At some point, we looked over and saw our buddy Victoria (Vee) deliberating with some older woman. Vee’s holding her dog, Spot, who looks like a bear cub and has no spots. The woman was pointing to the river. Before she could escape in the direction of the woman’s outstretched arm, I slipped from the table while sending a peace sign to my new friends and bolt out to her.

Vee and the woman are still talking, so I stand at a weird angle a couple of feet away unsure how to break into the conversation to say hi.

“So, yeah, look for a kid about yay-high, his name is DJ, he does this sorta thing. He’s probably running around with the other kids.” The woman puts her cigarette into her mouth and holds her hand up around her rib cage to show that DJ ain’t that tall.

“Look for DJ, thanks!” Vee said back, clearly slightly hesitant at the clue.

“Yeah, you betcha. And, if that doesn’t work out, I live three houses down on the street up from the shop. Just put him in the backyard and leave a note letting me know when you’ll be back.” She took a drag from her cigarette and pulled it out of her mouth as she headed away with a genuine smile.

Vee and I exchanged the usual greeting while heading to the water to hunt down DJ or another dog sitter so that she could race Saturday. Sure enough, we found a thirteen-year-old-or-so kid running around in the sand.

“Hey, you DJ?” Vee asks

“No. He’s in that blackberry bush.” This little Tom Sawyer kid yelled at us.

We walked into the bushes.

“DJ!?”

“Did Casey put you up to this?! Be quiet!!! I’m hiding, you’re pranking me, aren’t you!?”

I guess they were in an epic game of hide-and-seek, or maybe capture the flag, who knows, but the stakes were obviously high, as indicated by his blatant repulsion at our loud entrance. It was baking in the sun, so I left for the water; Vee figured her dog shit out. I’m pretty sure she left Spot at Jill’s because the next day we found her holding a pack of organic cigarettes with a note that said “Be back at 4, thank you!!!” on it.

I saw Jacques and Sylvia fishing when I got down to the water. “Yoh, Chuck! Good seeing you here!” We’d all met at a previous Sierra Buttes event. Events like this bring bike nuts together from near and far, fostering great friendships that snowball into grand groups of friends. It’s almost as if these Sierra Buttes’ events allow us city folk to escape the sapping medium of day to day life, by offering a near-vacuum with a dielectric constant so low the friendships stick.

We sat with our feet in the Yuba River, in some sort of serenity amidst the growing Downieville race crowd, admiring the trees and water that we all get to explore by squishy-bike because of the efforts of the Sierra Buttes Stewardship to build sustainable trails and economies together. With mining and timber industries on the decline and the incredible amount of forest service land, which is 71% between Sierra and Plumas counties compared to the national average of 8%, federal income tax support for communities in this area is limited; building trail networks for all users helps to keep communities in the Lost Sierra thriving.

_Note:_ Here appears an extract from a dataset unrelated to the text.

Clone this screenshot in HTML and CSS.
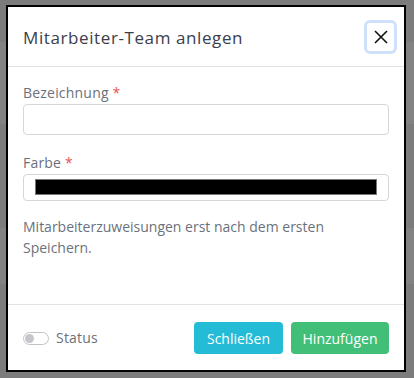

Back from the river, I found Rachel and Vee at a camp that looked a little awkward but fit in just fine with this weekend. The community opens up to the racers and welcomes the hordes of us who arrive. So, nestled in between some official buildings that offered camping, we sat on a picnic table, looking forward to Caitlin’s arrival. The wait is woven with that old-world anticipation where you aren’t continuously updated because you can’t be. It felt unrushed and we accepted the unknown as an offering of time to just sit and observe. We all were squatting on the picnic table next to the embers of campfire admiring the unencumbered stars when Becky got up and wandered around camp smelling trees. No, she wasn’t high, she was searching for Ponderosa pine. She does that up in the mountains. I respect that, I think that’s why we get along.

Before Becky could hunt down the deep vanilla scent of the Ponderosa bark an old VW van stalls on the hill leading up to camp.

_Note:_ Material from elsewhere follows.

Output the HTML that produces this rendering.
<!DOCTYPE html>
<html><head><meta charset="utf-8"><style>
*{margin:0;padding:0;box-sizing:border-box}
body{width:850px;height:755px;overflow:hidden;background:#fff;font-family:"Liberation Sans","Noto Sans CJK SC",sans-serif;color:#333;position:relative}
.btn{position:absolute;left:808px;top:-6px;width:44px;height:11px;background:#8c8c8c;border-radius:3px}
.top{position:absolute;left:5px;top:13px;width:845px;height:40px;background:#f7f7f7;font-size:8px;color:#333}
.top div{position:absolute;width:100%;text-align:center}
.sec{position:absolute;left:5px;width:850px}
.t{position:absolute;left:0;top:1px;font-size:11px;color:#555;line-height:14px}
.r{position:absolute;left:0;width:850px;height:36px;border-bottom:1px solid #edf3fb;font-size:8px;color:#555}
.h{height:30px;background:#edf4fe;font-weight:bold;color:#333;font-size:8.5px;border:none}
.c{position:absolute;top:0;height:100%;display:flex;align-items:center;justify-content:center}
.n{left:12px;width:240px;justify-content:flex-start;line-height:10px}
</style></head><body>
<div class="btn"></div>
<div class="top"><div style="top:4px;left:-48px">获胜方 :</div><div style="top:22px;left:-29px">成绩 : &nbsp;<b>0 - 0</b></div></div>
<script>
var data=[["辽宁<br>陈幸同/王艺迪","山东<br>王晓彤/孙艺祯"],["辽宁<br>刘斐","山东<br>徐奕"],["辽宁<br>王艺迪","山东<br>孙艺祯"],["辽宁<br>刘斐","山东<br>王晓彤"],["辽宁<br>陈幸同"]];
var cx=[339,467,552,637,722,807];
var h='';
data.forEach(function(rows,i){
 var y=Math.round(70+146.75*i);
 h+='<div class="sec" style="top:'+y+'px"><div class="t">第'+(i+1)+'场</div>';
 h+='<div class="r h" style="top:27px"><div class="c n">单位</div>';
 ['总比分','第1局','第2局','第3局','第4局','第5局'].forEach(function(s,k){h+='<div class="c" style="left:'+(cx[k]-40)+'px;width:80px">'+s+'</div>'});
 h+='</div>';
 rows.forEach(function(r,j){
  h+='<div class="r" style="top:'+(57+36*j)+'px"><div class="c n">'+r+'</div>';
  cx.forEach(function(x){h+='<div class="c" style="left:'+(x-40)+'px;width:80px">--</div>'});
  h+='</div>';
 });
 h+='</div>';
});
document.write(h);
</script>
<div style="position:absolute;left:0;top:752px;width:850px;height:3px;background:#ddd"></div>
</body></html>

“That must be Caitlin!” Rachel yells. “I’m stoked she brought her new van!”

So, we stood up and waited in style. By in style, I mean we turned around and exposed not one but three full moons to light up the dark sky that before only boasted a splinter of the waxing crescent. If that original type of moon was what your grandma may have called God’s fingernail, the next three moons musta been the palms of Mephistopheles’s two hands and one of his feet.

It wasn’t Caitlin in the van, but instead, two random racers who pulled up to the campsite next to us. WHOOPS.

We walked to the other end of camp and continued to sip tea out of tin mugs. Two minutes later Caitlin rolls in with two new folks who’d soon be friends: Sloan and Ferris.

“Traffic was so bad leaving the Bay! Please tell me there is whiskey in there.”

We were just drinking tea but added whiskey for Caitlin, Ferris, and Sloan as they set up camp. They needed it after that drive. Vee, who actually may have had added quite a bit to her tea too, claimed, “At least LA traffic makes you feel connected.” She believes LA traffic is, unlike the soul-sucking bay area traffic, glamorized and notorious to the point that everyone behind a wheel watching a single traffic light cycle through red, yellow, green thirty times is unified. Traffic brings the isolated masses of that sprawl together, humbled by this great equalizer. Bay traffic hasn’t quite yet fostered that same comforting sense of belonging as it has in LA. We all warmed up to LA traffic in that pre-race moment of stillness in the hills. Or, maybe anything sounded good compared to the nervous anticipation that surfaces just before a long, hot, tiring race. The race I prefer to call “the long commute to the river” because it sounds more fun, or at least is more digestible that way.